- _Brief_:
Can you copy out the data exactly? Leave the images out.

#### Record excerpts

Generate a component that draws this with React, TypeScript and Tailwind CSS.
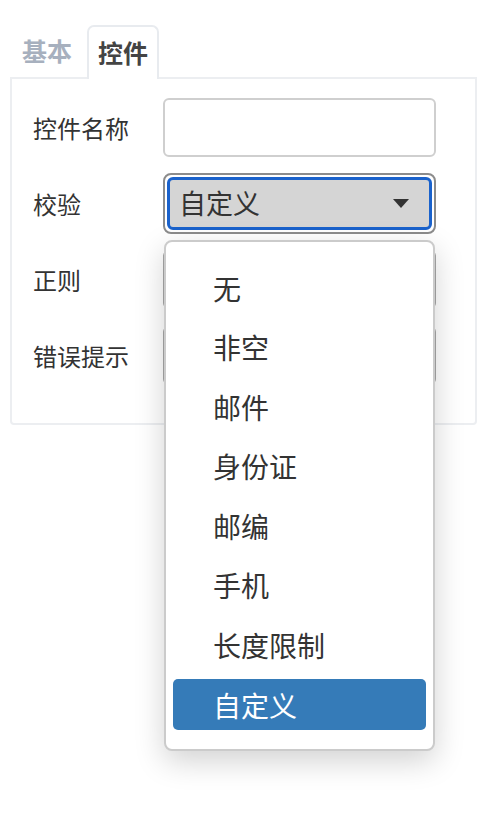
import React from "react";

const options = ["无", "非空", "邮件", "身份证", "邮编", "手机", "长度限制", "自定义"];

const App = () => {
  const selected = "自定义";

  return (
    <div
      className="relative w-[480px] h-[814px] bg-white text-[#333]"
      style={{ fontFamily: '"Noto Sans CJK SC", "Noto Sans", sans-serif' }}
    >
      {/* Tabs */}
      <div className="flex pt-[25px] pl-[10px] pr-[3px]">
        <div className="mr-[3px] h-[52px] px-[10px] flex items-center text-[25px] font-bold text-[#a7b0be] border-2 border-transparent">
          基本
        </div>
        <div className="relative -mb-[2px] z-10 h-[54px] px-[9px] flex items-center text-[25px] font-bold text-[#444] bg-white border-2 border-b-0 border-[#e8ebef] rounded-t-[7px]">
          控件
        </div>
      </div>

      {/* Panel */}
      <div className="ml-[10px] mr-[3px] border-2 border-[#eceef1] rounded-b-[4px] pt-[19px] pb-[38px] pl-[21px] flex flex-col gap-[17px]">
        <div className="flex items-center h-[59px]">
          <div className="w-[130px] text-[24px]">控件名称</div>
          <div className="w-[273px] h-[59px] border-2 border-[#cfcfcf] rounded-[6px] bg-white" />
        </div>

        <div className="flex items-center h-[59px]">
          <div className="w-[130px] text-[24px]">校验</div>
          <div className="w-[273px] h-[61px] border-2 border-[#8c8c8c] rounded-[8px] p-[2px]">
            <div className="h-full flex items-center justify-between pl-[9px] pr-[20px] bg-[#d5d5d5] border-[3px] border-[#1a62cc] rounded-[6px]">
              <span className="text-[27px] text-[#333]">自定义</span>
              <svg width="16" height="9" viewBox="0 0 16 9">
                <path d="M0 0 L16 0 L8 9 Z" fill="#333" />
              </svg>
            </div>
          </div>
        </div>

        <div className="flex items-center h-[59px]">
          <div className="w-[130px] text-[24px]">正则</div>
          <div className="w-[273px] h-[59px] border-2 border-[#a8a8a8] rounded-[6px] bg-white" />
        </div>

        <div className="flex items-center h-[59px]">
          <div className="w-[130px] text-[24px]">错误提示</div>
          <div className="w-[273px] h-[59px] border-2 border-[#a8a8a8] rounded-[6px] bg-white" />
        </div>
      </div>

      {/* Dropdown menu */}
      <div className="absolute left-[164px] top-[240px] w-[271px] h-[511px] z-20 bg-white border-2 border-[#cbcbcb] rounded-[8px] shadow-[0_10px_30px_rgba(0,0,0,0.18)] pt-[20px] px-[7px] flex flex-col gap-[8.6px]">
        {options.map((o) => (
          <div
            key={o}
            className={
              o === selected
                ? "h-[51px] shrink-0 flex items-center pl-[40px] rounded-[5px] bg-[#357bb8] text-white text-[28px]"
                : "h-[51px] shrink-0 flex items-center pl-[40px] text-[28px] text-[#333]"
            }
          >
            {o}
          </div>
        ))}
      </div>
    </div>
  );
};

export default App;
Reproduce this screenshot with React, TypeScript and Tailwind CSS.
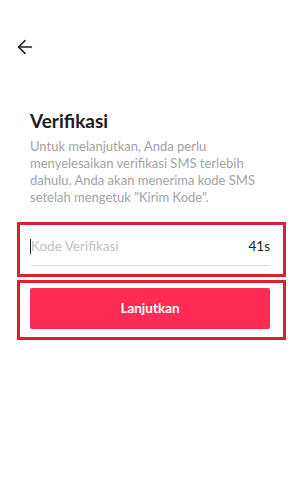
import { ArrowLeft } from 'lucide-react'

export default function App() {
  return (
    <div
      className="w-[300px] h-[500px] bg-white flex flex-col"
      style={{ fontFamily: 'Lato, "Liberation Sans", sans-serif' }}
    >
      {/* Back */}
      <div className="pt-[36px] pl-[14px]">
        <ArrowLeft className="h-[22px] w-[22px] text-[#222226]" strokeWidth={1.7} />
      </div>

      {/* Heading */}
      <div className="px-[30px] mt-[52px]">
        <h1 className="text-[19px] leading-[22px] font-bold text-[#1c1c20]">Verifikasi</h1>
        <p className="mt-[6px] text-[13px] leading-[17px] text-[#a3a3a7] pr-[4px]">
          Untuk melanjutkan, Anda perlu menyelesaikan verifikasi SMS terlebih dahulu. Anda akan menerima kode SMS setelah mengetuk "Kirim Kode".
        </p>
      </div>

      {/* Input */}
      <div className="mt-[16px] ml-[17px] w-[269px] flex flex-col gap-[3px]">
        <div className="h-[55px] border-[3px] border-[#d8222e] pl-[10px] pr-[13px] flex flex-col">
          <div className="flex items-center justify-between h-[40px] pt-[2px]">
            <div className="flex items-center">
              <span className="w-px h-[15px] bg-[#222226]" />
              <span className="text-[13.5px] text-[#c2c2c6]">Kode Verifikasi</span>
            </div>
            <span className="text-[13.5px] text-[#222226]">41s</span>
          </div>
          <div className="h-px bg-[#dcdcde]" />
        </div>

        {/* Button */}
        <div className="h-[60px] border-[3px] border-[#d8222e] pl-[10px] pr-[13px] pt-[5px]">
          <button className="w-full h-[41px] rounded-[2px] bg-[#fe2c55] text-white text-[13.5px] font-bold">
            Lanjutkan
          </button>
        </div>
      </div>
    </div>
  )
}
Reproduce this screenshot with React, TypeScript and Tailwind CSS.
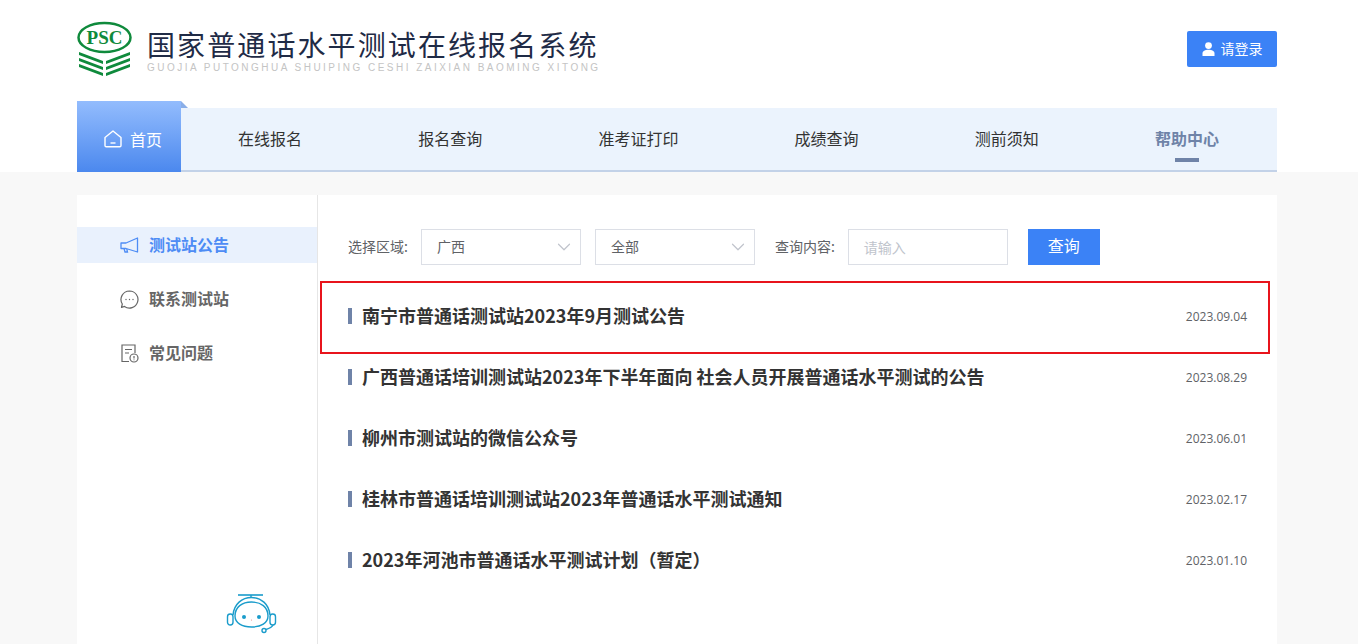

########

- _The solution_:
Generate a component that draws this with React, TypeScript and Tailwind CSS.
import React from "react";

const options = ["无", "非空", "邮件", "身份证", "邮编", "手机", "长度限制", "自定义"];

const App = () => {
  const selected = "自定义";

  return (
    <div
      className="relative w-[480px] h-[814px] bg-white text-[#333]"
      style={{ fontFamily: '"Noto Sans CJK SC", "Noto Sans", sans-serif' }}
    >
      {/* Tabs */}
      <div className="flex pt-[25px] pl-[10px] pr-[3px]">
        <div className="mr-[3px] h-[52px] px-[10px] flex items-center text-[25px] font-bold text-[#a7b0be] border-2 border-transparent">
          基本
        </div>
        <div className="relative -mb-[2px] z-10 h-[54px] px-[9px] flex items-center text-[25px] font-bold text-[#444] bg-white border-2 border-b-0 border-[#e8ebef] rounded-t-[7px]">
          控件
        </div>
      </div>

      {/* Panel */}
      <div className="ml-[10px] mr-[3px] border-2 border-[#eceef1] rounded-b-[4px] pt-[19px] pb-[38px] pl-[21px] flex flex-col gap-[17px]">
        <div className="flex items-center h-[59px]">
          <div className="w-[130px] text-[24px]">控件名称</div>
          <div className="w-[273px] h-[59px] border-2 border-[#cfcfcf] rounded-[6px] bg-white" />
        </div>

        <div className="flex items-center h-[59px]">
          <div className="w-[130px] text-[24px]">校验</div>
          <div className="w-[273px] h-[61px] border-2 border-[#8c8c8c] rounded-[8px] p-[2px]">
            <div className="h-full flex items-center justify-between pl-[9px] pr-[20px] bg-[#d5d5d5] border-[3px] border-[#1a62cc] rounded-[6px]">
              <span className="text-[27px] text-[#333]">自定义</span>
              <svg width="16" height="9" viewBox="0 0 16 9">
                <path d="M0 0 L16 0 L8 9 Z" fill="#333" />
              </svg>
            </div>
          </div>
        </div>

        <div className="flex items-center h-[59px]">
          <div className="w-[130px] text-[24px]">正则</div>
          <div className="w-[273px] h-[59px] border-2 border-[#a8a8a8] rounded-[6px] bg-white" />
        </div>

        <div className="flex items-center h-[59px]">
          <div className="w-[130px] text-[24px]">错误提示</div>
          <div className="w-[273px] h-[59px] border-2 border-[#a8a8a8] rounded-[6px] bg-white" />
        </div>
      </div>

      {/* Dropdown menu */}
      <div className="absolute left-[164px] top-[240px] w-[271px] h-[511px] z-20 bg-white border-2 border-[#cbcbcb] rounded-[8px] shadow-[0_10px_30px_rgba(0,0,0,0.18)] pt-[20px] px-[7px] flex flex-col gap-[8.6px]">
        {options.map((o) => (
          <div
            key={o}
            className={
              o === selected
                ? "h-[51px] shrink-0 flex items-center pl-[40px] rounded-[5px] bg-[#357bb8] text-white text-[28px]"
                : "h-[51px] shrink-0 flex items-center pl-[40px] text-[28px] text-[#333]"
            }
          >
            {o}
          </div>
        ))}
      </div>
    </div>
  );
};

export default App;
Reproduce this screenshot with React, TypeScript and Tailwind CSS.
import { ArrowLeft } from 'lucide-react'

export default function App() {
  return (
    <div
      className="w-[300px] h-[500px] bg-white flex flex-col"
      style={{ fontFamily: 'Lato, "Liberation Sans", sans-serif' }}
    >
      {/* Back */}
      <div className="pt-[36px] pl-[14px]">
        <ArrowLeft className="h-[22px] w-[22px] text-[#222226]" strokeWidth={1.7} />
      </div>

      {/* Heading */}
      <div className="px-[30px] mt-[52px]">
        <h1 className="text-[19px] leading-[22px] font-bold text-[#1c1c20]">Verifikasi</h1>
        <p className="mt-[6px] text-[13px] leading-[17px] text-[#a3a3a7] pr-[4px]">
          Untuk melanjutkan, Anda perlu menyelesaikan verifikasi SMS terlebih dahulu. Anda akan menerima kode SMS setelah mengetuk "Kirim Kode".
        </p>
      </div>

      {/* Input */}
      <div className="mt-[16px] ml-[17px] w-[269px] flex flex-col gap-[3px]">
        <div className="h-[55px] border-[3px] border-[#d8222e] pl-[10px] pr-[13px] flex flex-col">
          <div className="flex items-center justify-between h-[40px] pt-[2px]">
            <div className="flex items-center">
              <span className="w-px h-[15px] bg-[#222226]" />
              <span className="text-[13.5px] text-[#c2c2c6]">Kode Verifikasi</span>
            </div>
            <span className="text-[13.5px] text-[#222226]">41s</span>
          </div>
          <div className="h-px bg-[#dcdcde]" />
        </div>

        {/* Button */}
        <div className="h-[60px] border-[3px] border-[#d8222e] pl-[10px] pr-[13px] pt-[5px]">
          <button className="w-full h-[41px] rounded-[2px] bg-[#fe2c55] text-white text-[13.5px] font-bold">
            Lanjutkan
          </button>
        </div>
      </div>
    </div>
  )
}
Reproduce this screenshot with React, TypeScript and Tailwind CSS.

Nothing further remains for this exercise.